Accrual Accounting and Income Statement Flashcards
What does an income statement report?
It reports increase in shareholders’ equity due to operations over a period of time.
What is the income statement equation?
Net Income = Revenue – Expenses
Net income is also called “earnings”. True or False?
True
Net income is also called “net profit”. True or False?
True
Net income is also called “net worth”. True or False?
False
All income statement items are based on Accrual Accounting principles. What does it mean?
Accounting recognition of revenues and expenses are tied to business activities, not to cash flows.
What is the revenue recognition criteria?
Revenues are recognized when goods or services are provided. It explains why Revenues ≠ Cash inflows!
Revenues ≠ Cash inflows. True or False? Why?
True. Because revenues are recognized when goods or services are provided.
What is the matching principle?
Expenses are recognized in the same period as the revenues they helped to generate. It explains why Expenses ≠ Cash outflows!
Expenses ≠ Cash outflows. True or False? Why?
True. Because expenses are recognized in the same period as the revenues they helped to generate.
Net income ≠ Net cash flow. True or False? Why?
True. It is due to the revenue recognition criteria.
What is a revenue?
Revenue is an increase in shareholders’ equity (not necessarily cash) from providing goods or services.
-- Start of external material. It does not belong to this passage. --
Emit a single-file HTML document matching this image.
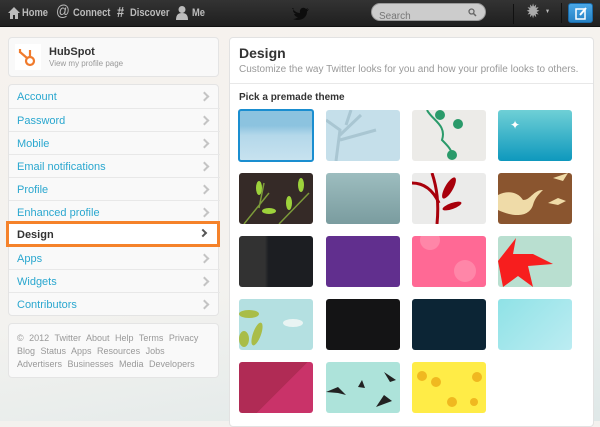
<!DOCTYPE html><html><head><style>
*{box-sizing:border-box;margin:0;padding:0}
body{width:600px;height:421px;overflow:hidden;font-family:"Liberation Sans",sans-serif;background:#f3f1ee;position:relative}
.nav{position:absolute;left:0;top:0;width:600px;height:27px;background:linear-gradient(#333,#1f1f1f);border-bottom:1px solid #111}
.nav span{position:absolute;top:7px;color:#bbb;font-size:11px;font-weight:bold;transform:scaleX(.85);transform-origin:left}
.card{position:absolute;background:#f9f9f9;border:1px solid #e4e4e4;border-radius:4px}
.row{position:absolute;left:0;width:211px;height:23px;border-top:1px solid #e8e8e8;color:#2aa7cf;font-size:11px;padding:6px 0 0 8px}
.row:after{content:"";position:absolute;right:12px;top:8px;width:5px;height:5px;border-right:2px solid #c4c4c4;border-top:2px solid #c4c4c4;transform:rotate(45deg)}
.t{position:absolute;width:74px;height:51px;border-radius:3px;overflow:hidden}
.f{color:#999;font-size:9px;line-height:13px;word-spacing:3px}
</style></head><body>
<div style="position:absolute;left:0;top:28px;width:600px;height:393px;background:linear-gradient(170deg,#f6f2ee 0%,#f3f2ef 60%,#dfe8e8 100%)"></div>
<div class="nav">
<svg style="position:absolute;left:7px;top:6px" width="14" height="14"><path d="M7 1L1 7h2v6h3V9h2v4h3V7h2z" fill="#bbb"/></svg>
<span style="left:22px">Home</span>
<span style="left:56px;top:3px;font-size:16px;font-weight:normal">@</span>
<span style="left:73px">Connect</span>
<span style="left:117px;top:4px;font-size:15px">#</span>
<span style="left:130px">Discover</span>
<svg style="position:absolute;left:175px;top:5px" width="14" height="16"><circle cx="7" cy="4.5" r="3.5" fill="#bbb"/><path d="M1 15c0-5 2-7 6-7s6 2 6 7z" fill="#bbb"/></svg>
<span style="left:192px">Me</span>
<svg style="position:absolute;left:291px;top:5px" width="18" height="16"><path d="M1 3c2 3 5 5 8 5-1-4 3-7 6-4l2-1-1 2 2-1c-1 2-2 2-2 3 0 6-7 10-14 7 2 0 4-1 5-2-2 0-3-1-4-3h2c-2-1-3-2-3-4l2 1c-2-1-2-3-1-3z" fill="#0d0d0d"/></svg>
<div style="position:absolute;left:371px;top:3px;width:115px;height:18px;border-radius:9px;background:#ccc;border:1px solid #999"><span style="position:relative;left:7px;top:2px;color:#777;font-weight:normal;font-size:10px">Search</span>
<svg style="position:absolute;right:8px;top:4px" width="9" height="9"><circle cx="3.5" cy="3.5" r="2.5" stroke="#666" fill="none" stroke-width="1.3"/><path d="M5.5 5.5L8 8" stroke="#666" stroke-width="1.5"/></svg></div>
<div style="position:absolute;left:513px;top:4px;width:1px;height:20px;background:#111"></div>
<span style="left:527px;top:2px;font-size:17px;color:#aaa">✹</span><span style="left:545px;top:9px;font-size:6px">▼</span>
<div style="position:absolute;left:561px;top:3px;width:1px;height:20px;background:#111"></div>
<div style="position:absolute;left:568px;top:3px;width:25px;height:20px;border-radius:3px;background:linear-gradient(#4aa8e8,#2581c4);border:1px solid #1a6aa8"><svg style="position:absolute;left:6px;top:3px" width="13" height="13"><rect x="1" y="2" width="9" height="10" fill="none" stroke="#fff" stroke-width="1.5"/><path d="M5 8L11 1" stroke="#fff" stroke-width="2"/></svg></div>
</div>

<div class="card" style="left:8px;top:37px;width:211px;height:40px">
<svg style="position:absolute;left:6px;top:6px" width="26" height="26"><rect width="26" height="26" fill="#fff"/><g stroke="#f07b2d" stroke-width="2.2" fill="none"><circle cx="15" cy="17" r="4"/><path d="M15 13V6M12 14L5 8M5 5v4"/></g></svg>
<div style="position:absolute;left:40px;top:8px;font-size:11px;font-weight:bold;color:#333">HubSpot</div>
<div style="position:absolute;left:40px;top:21px;font-size:8px;color:#999">View my profile page</div></div>

<div class="card" style="left:8px;top:84px;width:211px;height:232px">
<div class="row" style="top:0;border-top:none">Account</div>
<div class="row" style="top:23px">Password</div>
<div class="row" style="top:46px">Mobile</div>
<div class="row" style="top:69px">Email notifications</div>
<div class="row" style="top:92px">Profile</div>
<div class="row" style="top:115px">Enhanced profile</div>
<div class="row" style="top:161px">Apps</div>
<div class="row" style="top:184px">Widgets</div>
<div class="row" style="top:207px">Contributors</div>
</div>
<div style="position:absolute;left:6px;top:221px;width:214px;height:26px;border:3px solid #f5822a;background:#fff;color:#333;font-weight:bold;font-size:11px;padding:5px 0 0 8px">Design<span style="position:absolute;right:11px;top:6px;width:6px;height:6px;border-right:2px solid #555;border-top:2px solid #555;transform:rotate(45deg)"></span></div>

<div class="card f" style="left:8px;top:323px;width:211px;height:55px;padding:8px 8px">© 2012 Twitter About Help Terms Privacy<br>Blog Status Apps Resources Jobs<br>Advertisers Businesses Media Developers</div>

<div style="position:absolute;left:229px;top:37px;width:365px;height:390px;background:#fff;border:1px solid #e2e2e2;border-radius:4px">
<div style="position:absolute;left:9px;top:7px;font-size:14px;font-weight:bold;color:#333">Design</div>
<div style="position:absolute;left:9px;top:26px;font-size:10px;color:#999;white-space:nowrap">Customize the way Twitter looks for you and how your profile looks to others.</div>
<div style="position:absolute;left:0;top:45px;width:100%;height:1px;background:#e8e8e8"></div>
<div style="position:absolute;left:9px;top:54px;font-size:10px;font-weight:bold;color:#333">Pick a premade theme</div>
</div>

<div class="t" style="left:238px;top:109px;width:76px;height:53px;border:2px solid #1a8ed0;background:linear-gradient(#8cc3df 30%,#b4d8ea 50%,#c7e2ef)"></div>
<div class="t" style="left:326px;top:110px;background:#c5dfea"><svg width="74" height="51"><path d="M10 51L14 20L0 10M14 25L35 5M14 30L50 20M20 15L25 0" stroke="#a9c6d2" stroke-width="3" fill="none"/></svg></div>
<div class="t" style="left:412px;top:110px;background:#ecebe8"><svg width="74" height="51"><path d="M15 0c5 10 20 15 15 30c5 5 10 10 10 15" stroke="#2a9a6a" stroke-width="2" fill="none"/><circle cx="28" cy="5" r="5" fill="#2a9a6a"/><circle cx="46" cy="14" r="5" fill="#2a9a6a"/><circle cx="40" cy="45" r="5" fill="#2a9a6a"/></svg></div>
<div class="t" style="left:498px;top:110px;background:linear-gradient(#6fd0d6,#0e98bd);color:#fff;font-size:12px"><span style="position:absolute;left:12px;top:8px">✦</span></div>

<div class="t" style="left:239px;top:173px;background:#352a27"><svg width="74" height="51"><path d="M5 51L30 20M40 51L70 20M20 35L25 10" stroke="#7c9a3a" stroke-width="1.5"/><g fill="#9dd23b"><ellipse cx="20" cy="15" rx="3" ry="7"/><ellipse cx="50" cy="30" rx="3" ry="7"/><ellipse cx="30" cy="38" rx="7" ry="3"/><ellipse cx="62" cy="12" rx="3" ry="7"/></g></svg></div>
<div class="t" style="left:326px;top:173px;background:linear-gradient(#9dbdbf,#7a9c9f)"></div>
<div class="t" style="left:412px;top:173px;background:#ebebea"><svg width="74" height="51"><path d="M25 51C27 30 25 15 20 0M27 30C20 15 10 10 0 10" stroke="#a8000b" stroke-width="3" fill="none"/><ellipse cx="37" cy="15" rx="4" ry="12" fill="#a8000b" transform="rotate(30 37 15)"/><ellipse cx="40" cy="33" rx="10" ry="3" fill="#a8000b" transform="rotate(-20 40 33)"/></svg></div>
<div class="t" style="left:498px;top:173px;background:#8a552f"><svg width="74" height="51"><path d="M0 22c10-5 20-3 25 5c8 0 10-10 20-10c-5 5-8 8-10 15c-5 15-25 10-35 5z" fill="#efdba8"/><path d="M50 30l10-5 8 3-8 4z M55 5l15-5-5 8z" fill="#efdba8"/></svg></div>

<div class="t" style="left:239px;top:236px;background:linear-gradient(90deg,#323232 35%,#1c1e22 40%)"></div>
<div class="t" style="left:326px;top:236px;background:#612f8e"></div>
<div class="t" style="left:412px;top:236px;background:#ff6995"><div style="position:absolute;left:8px;top:-6px;width:20px;height:20px;border-radius:50%;background:#ff86a8"></div><div style="position:absolute;left:42px;top:24px;width:22px;height:22px;border-radius:50%;background:#ff86a8"></div></div>
<div class="t" style="left:498px;top:236px;background:#b9dfd0"><svg width="74" height="51"><path d="M0 25L18 2L15 18L35 18L55 28L30 30L35 51L20 40L5 51z" fill="#f71e1e"/></svg></div>

<div class="t" style="left:239px;top:299px;background:#b4e0e1"><svg width="74" height="51"><g fill="#a9bd48"><ellipse cx="10" cy="15" rx="10" ry="4"/><ellipse cx="18" cy="35" rx="4" ry="12" transform="rotate(20 18 35)"/><ellipse cx="5" cy="40" rx="5" ry="8"/></g><ellipse cx="54" cy="24" rx="10" ry="4" fill="#e9f4f3"/></svg></div>
<div class="t" style="left:326px;top:299px;background:#141415"></div>
<div class="t" style="left:412px;top:299px;background:#0c2535"></div>
<div class="t" style="left:498px;top:299px;background:linear-gradient(135deg,#8fe2e6,#bcecf2)"></div>

<div class="t" style="left:239px;top:362px;background:linear-gradient(135deg,#b02b55 55%,#c93369 55%)"></div>
<div class="t" style="left:326px;top:362px;background:#ade3da"><svg width="74" height="51"><g fill="#222"><path d="M0 30l12-5 8 8-8-2z"/><path d="M32 25l4-7 3 8z"/><path d="M58 10l12 8-6 2z"/><path d="M50 45l8-12 8 6z"/></g></svg></div>
<div class="t" style="left:412px;top:362px;background:#ffec47"><svg width="74" height="51"><g fill="#f0b820"><circle cx="10" cy="14" r="5"/><circle cx="24" cy="20" r="5"/><circle cx="40" cy="40" r="5"/><circle cx="65" cy="15" r="5"/><circle cx="62" cy="40" r="4"/></g></svg></div>
</body></html>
What conditions are in the revenue recognition criteria?
Revenue is recognized when both:
– It is earned (i.e. goods or services are provided) and
– It is realized (i.e. payment for goods or services received in cash or something that can be converted to a known amount of cash).
What are expenses?
Expenses are decreases in shareholders’ equity (not necessarily cash) that arise in the process of generating revenues.
What conditions are in the expenses recognition criteria?
Expenses are recognized when either:
– Related revenues are recognized (product costs) or
– Incurred, if difficult to match with revenues (period costs and unusual events)
What are the underlying recognition concepts of revenue and expenses?
The underlying recognition concepts are the
– Matching principle (product vs. period costs)
– Conservatism principle (unusual events): recognize anticipated losses immediately, recognize anticipated gains only when realized.
BOC delivers $500,000 worth of washing machines in December to customers who don’t have to pay until February. How much revenue is recognized in December?
$500,000
BOC collects $300,000 cash in December for washing machines delivered in October. How much revenue is recognized in December?
$0
BOC Realty leases space to a tenant for the months of December and January for $20,000, all of which is paid for in cash in December. How much revenue is recognized in December?
$10,000
BOC Aerospace receives an order for a $400,000 jet in December to be delivered in July. How much revenue is recognized in December?
$0
BOC Bank is owed $100,000 of interest on a loan for December and receives the payment in January. How much revenue is recognized in December?
$100,000
BOC issues 20,000 shares of stock in December and receives $10/share, which is $2/share more than they expected. How much revenue is recognized in December?